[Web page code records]
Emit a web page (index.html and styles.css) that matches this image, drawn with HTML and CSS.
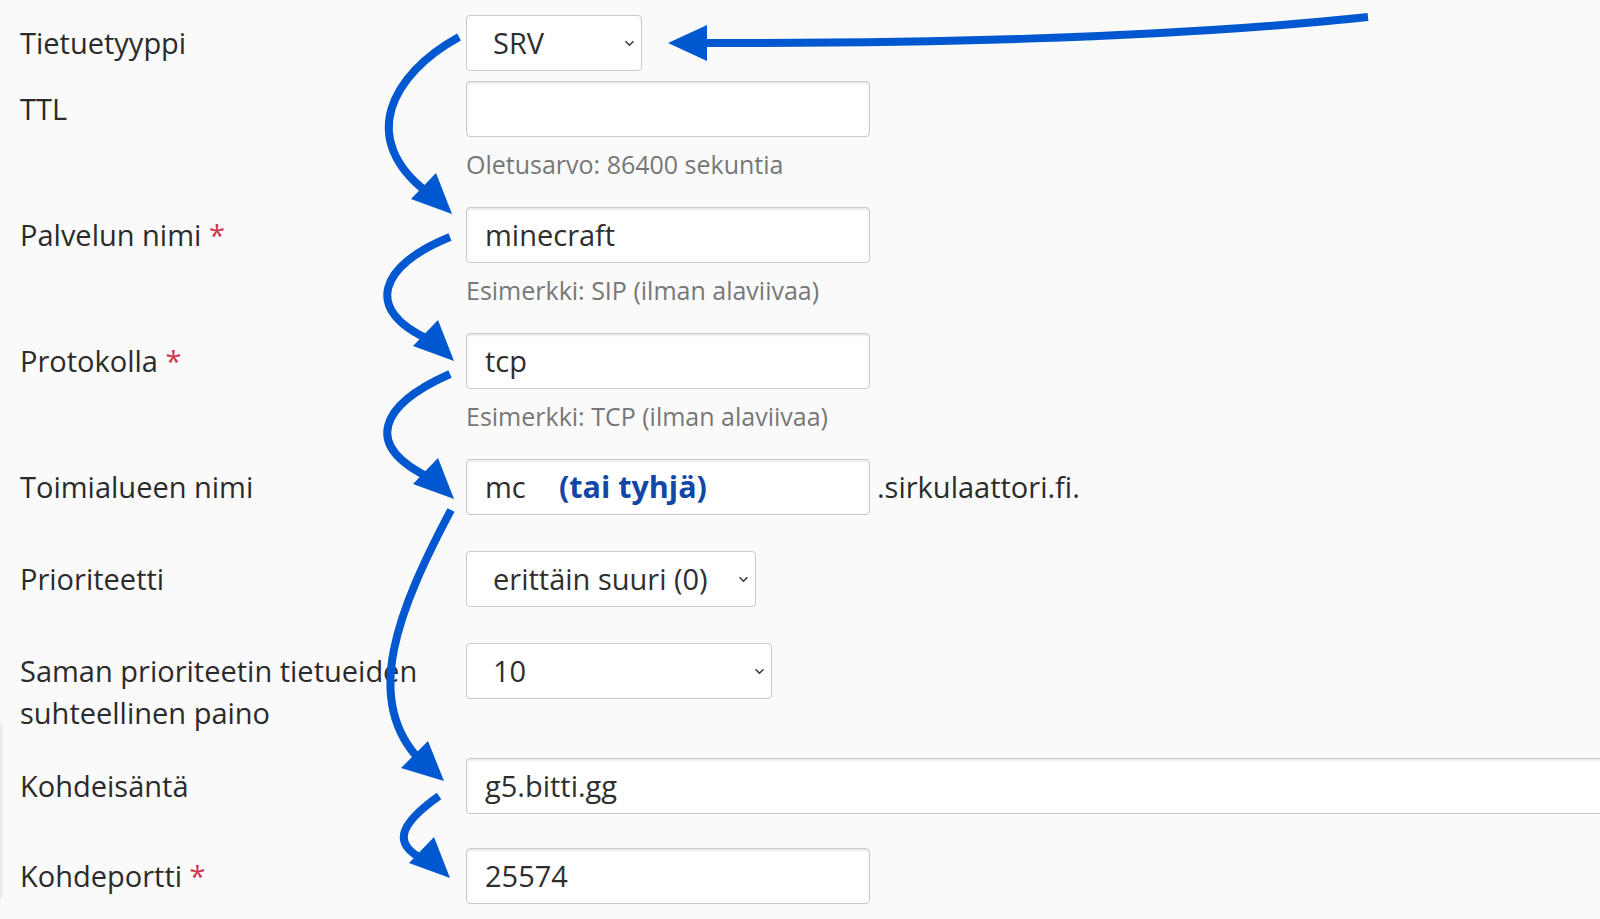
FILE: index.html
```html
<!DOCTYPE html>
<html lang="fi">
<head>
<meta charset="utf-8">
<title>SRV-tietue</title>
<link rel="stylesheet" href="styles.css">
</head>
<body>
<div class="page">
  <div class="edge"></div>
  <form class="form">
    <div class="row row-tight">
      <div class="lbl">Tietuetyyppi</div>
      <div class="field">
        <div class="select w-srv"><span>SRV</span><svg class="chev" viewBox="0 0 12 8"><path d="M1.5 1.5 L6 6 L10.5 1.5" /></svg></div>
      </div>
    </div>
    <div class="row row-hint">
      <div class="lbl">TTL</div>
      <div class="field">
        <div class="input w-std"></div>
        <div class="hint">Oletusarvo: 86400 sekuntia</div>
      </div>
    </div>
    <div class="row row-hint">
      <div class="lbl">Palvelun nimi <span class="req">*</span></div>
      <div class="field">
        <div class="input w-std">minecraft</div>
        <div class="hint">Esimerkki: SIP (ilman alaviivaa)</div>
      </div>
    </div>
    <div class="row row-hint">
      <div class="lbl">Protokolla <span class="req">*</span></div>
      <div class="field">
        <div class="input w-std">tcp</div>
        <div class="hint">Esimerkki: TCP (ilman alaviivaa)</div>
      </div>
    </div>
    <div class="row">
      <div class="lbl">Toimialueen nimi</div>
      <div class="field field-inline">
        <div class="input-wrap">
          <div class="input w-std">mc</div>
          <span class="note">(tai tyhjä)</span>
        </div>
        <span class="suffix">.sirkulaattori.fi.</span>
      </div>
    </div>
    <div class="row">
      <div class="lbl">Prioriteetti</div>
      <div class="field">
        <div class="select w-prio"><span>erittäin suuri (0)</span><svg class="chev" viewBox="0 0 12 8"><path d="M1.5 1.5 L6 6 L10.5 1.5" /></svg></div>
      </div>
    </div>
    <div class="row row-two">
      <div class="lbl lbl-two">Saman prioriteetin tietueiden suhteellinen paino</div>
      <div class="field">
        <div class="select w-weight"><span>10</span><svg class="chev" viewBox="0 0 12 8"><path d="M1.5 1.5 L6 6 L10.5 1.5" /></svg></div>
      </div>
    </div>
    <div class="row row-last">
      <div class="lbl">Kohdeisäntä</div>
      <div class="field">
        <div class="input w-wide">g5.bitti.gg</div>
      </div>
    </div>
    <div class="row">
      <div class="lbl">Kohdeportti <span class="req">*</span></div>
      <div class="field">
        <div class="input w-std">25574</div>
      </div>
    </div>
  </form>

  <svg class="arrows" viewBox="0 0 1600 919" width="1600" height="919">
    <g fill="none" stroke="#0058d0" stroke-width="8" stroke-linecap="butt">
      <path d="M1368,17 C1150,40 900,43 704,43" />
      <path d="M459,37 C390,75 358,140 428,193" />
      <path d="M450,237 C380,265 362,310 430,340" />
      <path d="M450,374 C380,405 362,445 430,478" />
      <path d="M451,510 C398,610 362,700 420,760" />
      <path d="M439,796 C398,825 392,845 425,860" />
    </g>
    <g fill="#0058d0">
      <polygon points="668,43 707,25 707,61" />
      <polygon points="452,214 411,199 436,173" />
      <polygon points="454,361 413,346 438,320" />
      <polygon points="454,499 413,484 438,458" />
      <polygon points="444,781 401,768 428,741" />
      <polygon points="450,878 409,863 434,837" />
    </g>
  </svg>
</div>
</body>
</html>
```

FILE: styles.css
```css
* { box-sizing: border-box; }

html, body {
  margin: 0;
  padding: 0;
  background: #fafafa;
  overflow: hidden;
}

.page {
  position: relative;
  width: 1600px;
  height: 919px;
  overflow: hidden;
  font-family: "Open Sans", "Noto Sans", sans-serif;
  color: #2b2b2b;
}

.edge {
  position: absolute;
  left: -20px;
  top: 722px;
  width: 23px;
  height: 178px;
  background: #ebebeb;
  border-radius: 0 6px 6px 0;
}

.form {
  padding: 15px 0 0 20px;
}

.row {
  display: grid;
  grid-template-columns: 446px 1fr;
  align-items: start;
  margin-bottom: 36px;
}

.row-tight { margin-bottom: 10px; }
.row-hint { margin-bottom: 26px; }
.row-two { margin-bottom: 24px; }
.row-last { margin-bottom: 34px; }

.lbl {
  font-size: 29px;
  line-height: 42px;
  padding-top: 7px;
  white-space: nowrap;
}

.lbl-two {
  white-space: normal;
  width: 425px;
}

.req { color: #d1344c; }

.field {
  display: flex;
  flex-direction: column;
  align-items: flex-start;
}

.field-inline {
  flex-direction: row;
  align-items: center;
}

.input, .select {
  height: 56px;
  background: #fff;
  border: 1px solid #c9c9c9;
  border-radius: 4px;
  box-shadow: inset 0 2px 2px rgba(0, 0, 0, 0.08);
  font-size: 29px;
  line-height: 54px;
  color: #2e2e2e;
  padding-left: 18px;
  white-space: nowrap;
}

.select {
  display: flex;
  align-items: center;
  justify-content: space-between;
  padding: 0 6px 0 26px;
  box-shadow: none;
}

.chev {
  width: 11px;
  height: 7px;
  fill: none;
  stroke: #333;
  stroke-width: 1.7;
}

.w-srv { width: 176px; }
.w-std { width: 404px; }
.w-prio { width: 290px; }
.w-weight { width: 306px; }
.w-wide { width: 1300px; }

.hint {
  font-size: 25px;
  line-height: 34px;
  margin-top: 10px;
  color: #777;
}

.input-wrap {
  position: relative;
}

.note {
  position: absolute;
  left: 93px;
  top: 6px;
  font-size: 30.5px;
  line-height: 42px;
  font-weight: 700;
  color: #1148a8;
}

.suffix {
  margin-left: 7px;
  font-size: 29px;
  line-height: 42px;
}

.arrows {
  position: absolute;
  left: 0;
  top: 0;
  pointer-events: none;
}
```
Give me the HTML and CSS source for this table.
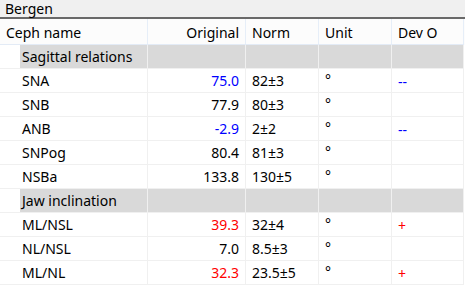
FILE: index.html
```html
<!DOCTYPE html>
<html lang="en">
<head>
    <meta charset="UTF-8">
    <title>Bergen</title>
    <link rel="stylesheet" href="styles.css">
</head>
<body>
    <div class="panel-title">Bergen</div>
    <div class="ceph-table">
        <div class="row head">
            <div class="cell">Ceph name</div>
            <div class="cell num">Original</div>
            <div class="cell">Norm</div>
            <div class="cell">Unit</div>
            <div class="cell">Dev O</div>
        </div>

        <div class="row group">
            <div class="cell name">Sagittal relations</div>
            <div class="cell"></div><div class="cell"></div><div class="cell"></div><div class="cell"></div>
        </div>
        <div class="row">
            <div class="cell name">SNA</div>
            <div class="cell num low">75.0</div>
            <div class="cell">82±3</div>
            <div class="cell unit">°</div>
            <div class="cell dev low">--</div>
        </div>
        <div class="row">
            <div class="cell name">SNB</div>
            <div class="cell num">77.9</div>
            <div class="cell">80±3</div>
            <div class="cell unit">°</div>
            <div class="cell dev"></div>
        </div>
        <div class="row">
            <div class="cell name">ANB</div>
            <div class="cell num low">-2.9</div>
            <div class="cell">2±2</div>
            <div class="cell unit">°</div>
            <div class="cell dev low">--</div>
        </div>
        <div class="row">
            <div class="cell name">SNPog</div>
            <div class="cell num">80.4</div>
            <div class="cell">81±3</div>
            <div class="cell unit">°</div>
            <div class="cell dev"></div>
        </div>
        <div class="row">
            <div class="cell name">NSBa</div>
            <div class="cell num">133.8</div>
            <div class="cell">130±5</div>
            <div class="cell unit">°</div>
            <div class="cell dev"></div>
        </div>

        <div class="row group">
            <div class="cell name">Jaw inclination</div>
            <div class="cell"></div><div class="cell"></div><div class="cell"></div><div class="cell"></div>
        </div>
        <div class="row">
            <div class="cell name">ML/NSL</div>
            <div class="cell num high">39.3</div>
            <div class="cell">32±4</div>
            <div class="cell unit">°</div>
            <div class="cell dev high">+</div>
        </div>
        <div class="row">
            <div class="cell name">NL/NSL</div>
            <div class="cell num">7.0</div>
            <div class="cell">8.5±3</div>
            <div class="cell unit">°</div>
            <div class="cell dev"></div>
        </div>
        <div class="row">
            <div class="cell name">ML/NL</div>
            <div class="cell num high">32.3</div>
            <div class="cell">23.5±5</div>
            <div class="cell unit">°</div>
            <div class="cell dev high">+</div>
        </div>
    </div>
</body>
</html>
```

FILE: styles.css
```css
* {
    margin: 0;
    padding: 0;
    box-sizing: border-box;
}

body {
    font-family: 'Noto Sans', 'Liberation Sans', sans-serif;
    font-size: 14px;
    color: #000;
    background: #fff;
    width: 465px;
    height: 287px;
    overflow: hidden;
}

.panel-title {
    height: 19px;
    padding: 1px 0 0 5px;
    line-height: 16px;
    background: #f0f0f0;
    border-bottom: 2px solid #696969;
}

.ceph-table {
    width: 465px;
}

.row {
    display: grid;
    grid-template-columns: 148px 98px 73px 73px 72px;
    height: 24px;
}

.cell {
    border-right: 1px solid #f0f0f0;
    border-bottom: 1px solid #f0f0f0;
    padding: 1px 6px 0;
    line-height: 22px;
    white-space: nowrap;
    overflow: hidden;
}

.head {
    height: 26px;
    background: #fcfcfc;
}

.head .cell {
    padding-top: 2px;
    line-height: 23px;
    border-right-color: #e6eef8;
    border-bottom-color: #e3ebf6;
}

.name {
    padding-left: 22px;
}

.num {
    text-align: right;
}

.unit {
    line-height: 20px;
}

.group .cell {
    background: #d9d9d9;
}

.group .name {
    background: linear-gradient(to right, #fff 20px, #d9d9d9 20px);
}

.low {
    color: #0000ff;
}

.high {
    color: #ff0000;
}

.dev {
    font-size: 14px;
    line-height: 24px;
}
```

* Task description
Check each line of the records above for the string "this", and report every line that has it.

* Task solution
Emit a web page (index.html and styles.css) that matches this image, drawn with HTML and CSS.
Give me the HTML and CSS source for this table.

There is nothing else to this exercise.